EPA - New Source Emission Standards
There is no shortage of federal issues impacting electricity markets as well. The EPA will be the focus of many of these ongoing debates. In September, the EPA issued new standards to regulate carbon from new power plants. President Obama directed the EPA to issue rules on emissions from existing sources, including power plants, by June 2014, and to finalize the new standards by June 2015. There continues to be a wide range of speculation on what approach EPA will take with respect to existing sources. We will just have to wait and see what actions are taken by the EPA.
Another issue that received considerable coverage in the fourth quarter was the cross-state air pollution rule, commonly referred to as the Transport Rule.
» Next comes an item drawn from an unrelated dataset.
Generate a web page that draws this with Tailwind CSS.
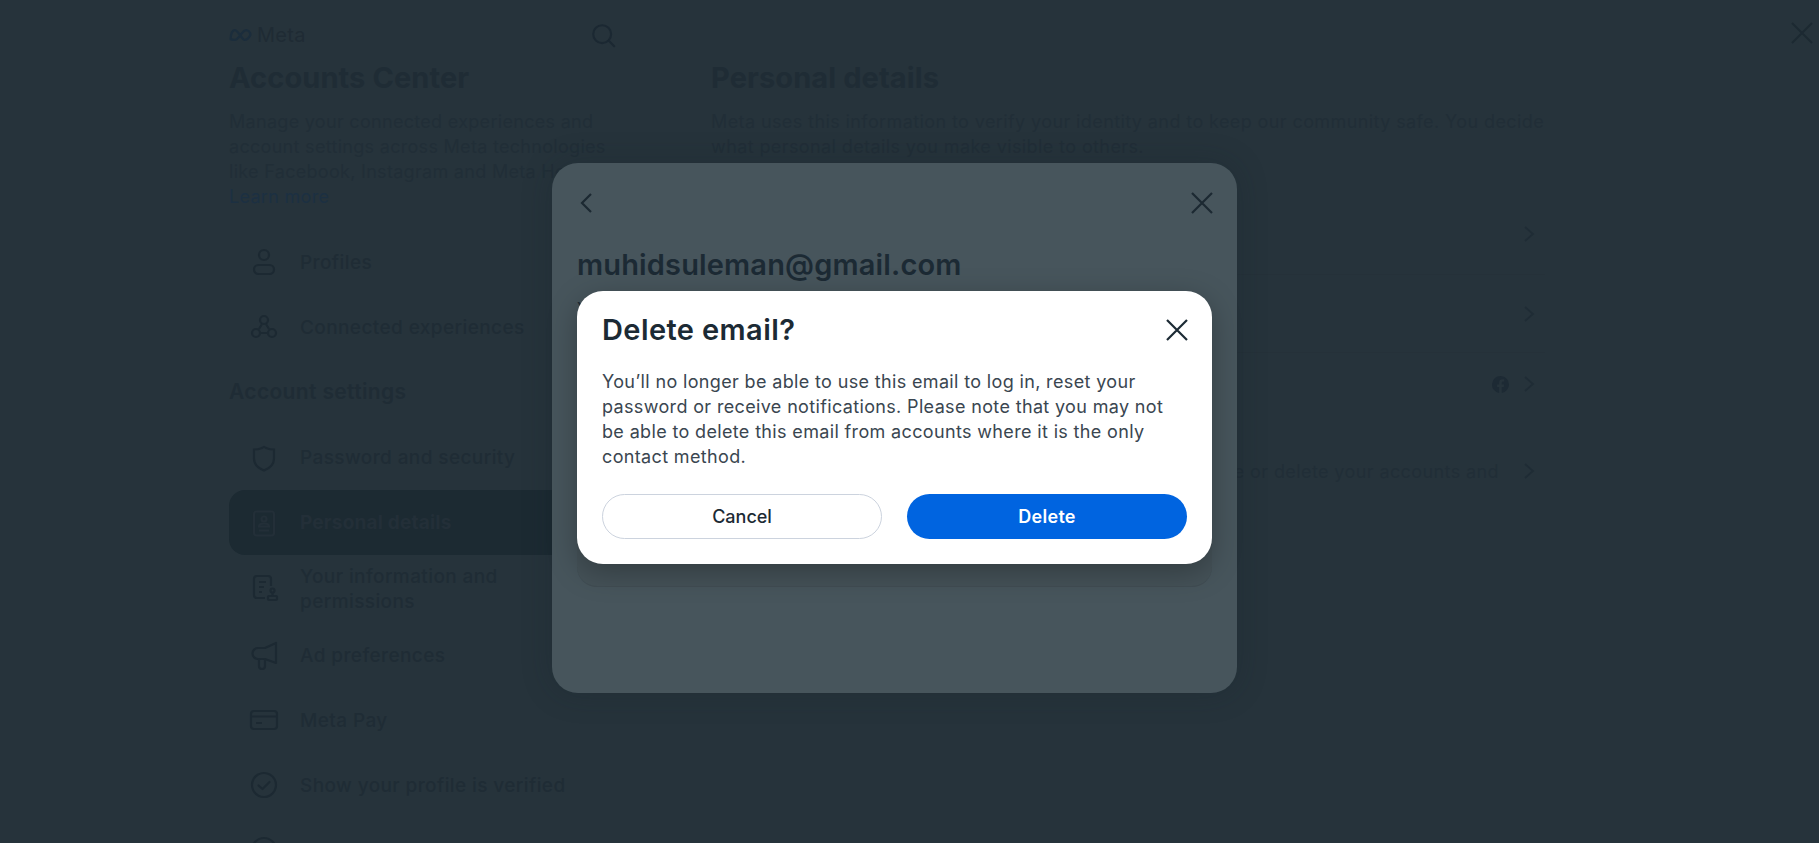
<!DOCTYPE html>
<html lang="en">
<head>
    <meta charset="UTF-8">
    <meta name="viewport" content="width=device-width, initial-scale=1.0">
    <title>Accounts Center - Delete email</title>
    <script src="https://cdn.jsdelivr.net/npm/@tailwindcss/browser@4"></script>
</head>
<body class="relative w-[1819px] h-[843px] overflow-hidden bg-[#26333b] font-['Inter','Noto_Sans',sans-serif] text-[#1f2c35]">
    <!-- page behind the modal -->
    <div class="flex h-full pl-[229px]">
        <aside class="w-[482px] shrink-0 pt-[22px]">
            <div class="flex w-[387px] items-center justify-between h-[26px]">
                <div class="flex items-center gap-[5px]">
                    <svg width="23" height="14" viewBox="0 0 28 16" fill="none" stroke="#1b2d3c" stroke-width="2.8"><path d="M2 13c0-6 2-11 5-11 4 0 9 12 12 12 3 0 5-2 7-6 0-4-3-6-5-6-5 0-9 12-14 12-3 0-5-1-5-1z"/></svg>
                    <span class="text-[20px] leading-none tracking-[0.3px] text-[#1f2b34]">Meta</span>
                </div>
                <svg width="25" height="25" viewBox="0 0 28 28" fill="none" stroke="#1b2832" stroke-width="2.4" stroke-linecap="round"><circle cx="12.5" cy="12.5" r="10"/><path d="M20 20l6 6"/></svg>
            </div>
            <h1 class="mt-[15px] text-[29px] leading-[30px] font-bold tracking-[0.1px]">Accounts Center</h1>
            <p class="mt-[16px] w-[392px] text-[18px] leading-[25px] tracking-[0.3px] text-[#212e37] whitespace-nowrap">Manage your connected experiences and<br>account settings across Meta technologies<br>like Facebook, Instagram and Meta Horizon.<span class="block text-[#1c3042]">Learn more</span></p>

            <nav class="mt-[20px] w-[420px] flex flex-col">
                <a class="flex items-center h-[65px] pl-[20px] gap-[21px] text-[19px] tracking-[0.4px] font-medium">
                    <svg class="w-[30px] h-[30px] shrink-0" viewBox="0 0 30 30" fill="none" stroke="#1c2932" stroke-width="2.2"><circle cx="15" cy="8" r="5"/><rect x="5" y="18" width="20" height="9" rx="4.5"/></svg>
                    <span class="pt-[3px]">Profiles</span>
                </a>
                <a class="flex items-center h-[65px] pl-[20px] gap-[21px] text-[19px] tracking-[0.4px] font-medium">
                    <svg class="w-[30px] h-[30px] shrink-0" viewBox="0 0 30 30" fill="none" stroke="#1c2932" stroke-width="2.2"><circle cx="15" cy="8" r="4"/><circle cx="7" cy="21" r="4"/><circle cx="23" cy="21" r="4"/><path d="M13 12l-3 5M17 12l3 5M11 21h8"/></svg>
                    <span class="pt-[3px]">Connected experiences</span>
                </a>
                <h2 class="mt-[20px] mb-[20px] text-[21px] leading-[26px] tracking-[0.35px] font-semibold">Account settings</h2>
                <a class="flex items-center h-[65px] pl-[20px] gap-[21px] text-[19px] tracking-[0.4px] font-medium">
                    <svg class="w-[30px] h-[30px] shrink-0" viewBox="0 0 30 30" fill="none" stroke="#1c2932" stroke-width="2.2"><path d="M5 6.5c6 0 7-1.500 10-2.500 3 1 4 2.500 10 2.500v9c0 6-5 10-10 12-5-2-10-6-10-12z"/></svg>
                    <span class="pt-[2px]">Password and security</span>
                </a>
                <a class="flex items-center h-[65px] pl-[20px] gap-[21px] text-[19px] tracking-[0.2px] font-bold rounded-[16px] bg-[#1c2a32] text-[#232f38] w-[440px]">
                    <svg class="w-[30px] h-[30px] shrink-0" viewBox="0 0 30 30" fill="none" stroke="#232f38" stroke-width="2.2"><rect x="5" y="3.500" width="20" height="24" rx="2.500"/><circle cx="15" cy="11" r="2.500"/><path d="M10 18.500c0-2 2-3 5-3s5 1 5 3zM10 22.500h10"/></svg>
                    <span class="pt-[2px]">Personal details</span>
                </a>
                <a class="flex items-center h-[65px] pl-[20px] gap-[21px] text-[19px] tracking-[0.4px] leading-[25px] font-medium">
                    <svg class="w-[30px] h-[30px] shrink-0" viewBox="0 0 30 30" fill="none" stroke="#1c2932" stroke-width="2.2"><path d="M16 25H8a3 3 0 0 1-3-3V6a3 3 0 0 1 3-3h11a3 3 0 0 1 3 3v7"/><path d="M10 9h7M10 14h5M10 19h3"/><rect x="19" y="23" width="9" height="4" rx="1"/><circle cx="23.500" cy="17.500" r="2"/><path d="M23.500 19v4"/></svg>
                    <span class="w-[240px] pt-[2px]">Your information and permissions</span>
                </a>
                <a class="flex items-center h-[65px] mt-[2px] pl-[20px] gap-[21px] text-[19px] tracking-[0.4px] font-medium">
                    <svg class="w-[30px] h-[30px] shrink-0" viewBox="0 0 30 30" fill="none" stroke="#1c2932" stroke-width="2.2" stroke-linejoin="round"><path d="M27 3v20l-11-4H9a5 5 0 0 1 0-11h7z"/><path d="M10 19v7a2.500 2.500 0 0 0 6 0v-7"/></svg>
                    <span class="pt-[3px]">Ad preferences</span>
                </a>
                <a class="flex items-center h-[65px] pl-[20px] gap-[21px] text-[19px] tracking-[0.4px] font-medium">
                    <svg class="w-[30px] h-[30px] shrink-0" viewBox="0 0 30 30" fill="none" stroke="#1c2932" stroke-width="2.2"><rect x="2" y="6" width="26" height="18" rx="3"/><path d="M2 11.500h26M7 18h6"/></svg>
                    <span class="pt-[3px]">Meta Pay</span>
                </a>
                <a class="flex items-center h-[65px] pl-[20px] gap-[21px] text-[19px] tracking-[0.4px] font-medium">
                    <svg class="w-[30px] h-[30px] shrink-0" viewBox="0 0 30 30" fill="none" stroke="#1c2932" stroke-width="2.2" stroke-linecap="round" stroke-linejoin="round"><circle cx="15" cy="15" r="12" stroke-dasharray="5.500 0.800"/><path d="M9.500 15.500l4 3.500 7-7"/></svg>
                    <span class="pt-[3px]">Show your profile is verified</span>
                </a>
                <a class="flex items-center h-[65px] pl-[20px] gap-[21px] text-[19px] font-medium">
                    <svg class="w-[30px] h-[30px] shrink-0" viewBox="0 0 30 30" fill="none" stroke="#1c2932" stroke-width="2.2"><circle cx="15" cy="15" r="12"/></svg>
                </a>
            </nav>
        </aside>

        <main class="w-[834px] shrink-0 pt-[63px]">
            <h2 class="text-[29px] leading-[30px] font-bold tracking-[0.1px]">Personal details</h2>
            <p class="mt-[16px] whitespace-nowrap text-[18px] leading-[25px] tracking-[0.4px] text-[#212e37]">Meta uses this information to verify your identity and to keep our community safe. You decide<br>what personal details you make visible to others.</p>
            <div class="mt-[34px] flex flex-col">
                <div class="flex items-center justify-end h-[82px] border-b border-[#253139] pr-[8px]">
                    <svg width="16" height="20" viewBox="0 0 16 20" fill="none" stroke="#1f2c35" stroke-width="1.800"><path d="M4 3l8 7-8 7"/></svg>
                </div>
                <div class="flex items-center justify-end h-[78px] border-b border-[#253139] pr-[8px]">
                    <svg width="16" height="20" viewBox="0 0 16 20" fill="none" stroke="#1f2c35" stroke-width="1.800"><path d="M4 3l8 7-8 7"/></svg>
                </div>
                <div class="flex items-center justify-end gap-[12px] h-[62px] pr-[8px]">
                    <svg width="17" height="17" viewBox="0 0 24 24" fill="#1d2a34"><path d="M24 12a12 12 0 1 0-13.900 11.900v-8.400H7.100V12h3V9.400c0-3 1.800-4.700 4.500-4.700 1.300 0 2.700.2 2.700.2v3h-1.500c-1.500 0-2 .9-2 1.900V12h3.300l-.5 3.500h-2.800v8.400A12 12 0 0 0 24 12z"/></svg>
                    <svg width="16" height="20" viewBox="0 0 16 20" fill="none" stroke="#1f2c35" stroke-width="1.800"><path d="M4 3l8 7-8 7"/></svg>
                </div>
                <div class="flex items-center justify-end gap-[22px] h-[112px] pr-[8px]">
                    <span class="text-[18px] tracking-[0.4px] whitespace-nowrap text-[#212e37]">Manage your data, modify your legacy contact, deactivate or delete your accounts and</span>
                    <svg width="16" height="20" viewBox="0 0 16 20" fill="none" stroke="#1f2c35" stroke-width="1.800"><path d="M4 3l8 7-8 7"/></svg>
                </div>
            </div>
        </main>
    </div>

    <svg class="absolute left-[1790px] top-[21px]" width="24" height="24" viewBox="0 0 24 24" fill="none" stroke="#1c2932" stroke-width="2"><path d="M2 2l20 20M22 2L2 22"/></svg>

    <!-- email panel -->
    <div class="absolute left-[552px] top-[163px] w-[685px] h-[530px] rounded-[26px] bg-[#47555c] shadow-[0_0_30px_rgba(20,30,38,0.25)]">
        <div class="flex items-center justify-between px-[25px] pt-[28px]">
            <svg class="-ml-[1px]" width="24" height="24" viewBox="0 0 24 24" fill="none" stroke="#1c2932" stroke-width="2.200"><path d="M15 3l-9 9 9 9"/></svg>
            <svg class="mr-[-2px]" width="24" height="24" viewBox="0 0 24 24" fill="none" stroke="#1c2932" stroke-width="2.200"><path d="M2 2l20 20M22 2L2 22"/></svg>
        </div>
        <h3 class="mt-[32px] px-[25px] text-[29px] leading-[36px] tracking-[0.15px] font-semibold text-[#1c2a34]">muhidsuleman@gmail.com</h3>
        <p class="mt-[14px] px-[25px] text-[18px] leading-[25px]">You</p>
        <div class="absolute left-[25px] top-[300px] w-[635px] h-[124px] rounded-[20px] bg-[#455258] border-b border-[#414d53]"></div>

        <!-- delete confirmation -->
        <div class="absolute left-[25px] top-[128px] w-[635px] h-[273px] rounded-[26px] bg-white shadow-[0_8px_30px_rgba(0,0,0,0.28)] px-[25px] pt-[21px]">
            <div class="flex items-center justify-between h-[36px]">
                <h4 class="text-[29px] leading-[36px] tracking-[0.4px] font-semibold text-[#1c2a34]">Delete email?</h4>
                <svg class="mr-[-2px]" width="24" height="24" viewBox="0 0 24 24" fill="none" stroke="#1c2a34" stroke-width="2.200"><path d="M2 2l20 20M22 2L2 22"/></svg>
            </div>
            <p class="mt-[21px] w-[575px] text-[18px] leading-[25px] tracking-[0.35px] text-[#3a4650]">You’ll no longer be able to use this email to log in, reset your password or receive notifications. Please note that you may not be able to delete this email from accounts where it is the only contact method.</p>
            <div class="mt-[25px] flex gap-[25px]">
                <button class="w-[280px] h-[45px] rounded-full border border-[#ccd3de] bg-white text-[18px] font-medium text-[#1c2a34]">Cancel</button>
                <button class="w-[280px] h-[45px] rounded-full bg-[#0064e0] text-[18px] tracking-[0.3px] font-semibold text-white">Delete</button>
            </div>
        </div>
    </div>
</body>
</html>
This rule addresses certain upwind states whose emissions impact downwind states air quality standards. In August 2012, a DC Circuit Court struck down the Transport Rule on various grounds. The legal issues are complex and the DC Circuit Court’s ruling was appealed to the United States Supreme Court. On December 10th , the Supreme Court heard oral arguments in the case. Most commentators felt that the oral argument went very well for the EPA. Only eight justices heard the case (Justice Alito recused himself) and the EPA will need 5 votes to overturn the District Court’s ruling. A decision from the court is expected in June. Texas is one of the upwind states challenging the EPA rules. A favorable ruling from the Supreme Court will put additional pressure on existing coal fired generators in Texas and other upwind states.
As you can see, there is much to watch in 2014. We will do our best to keep you informed of continued changes and developments as the deregulated energy market continues to evolve.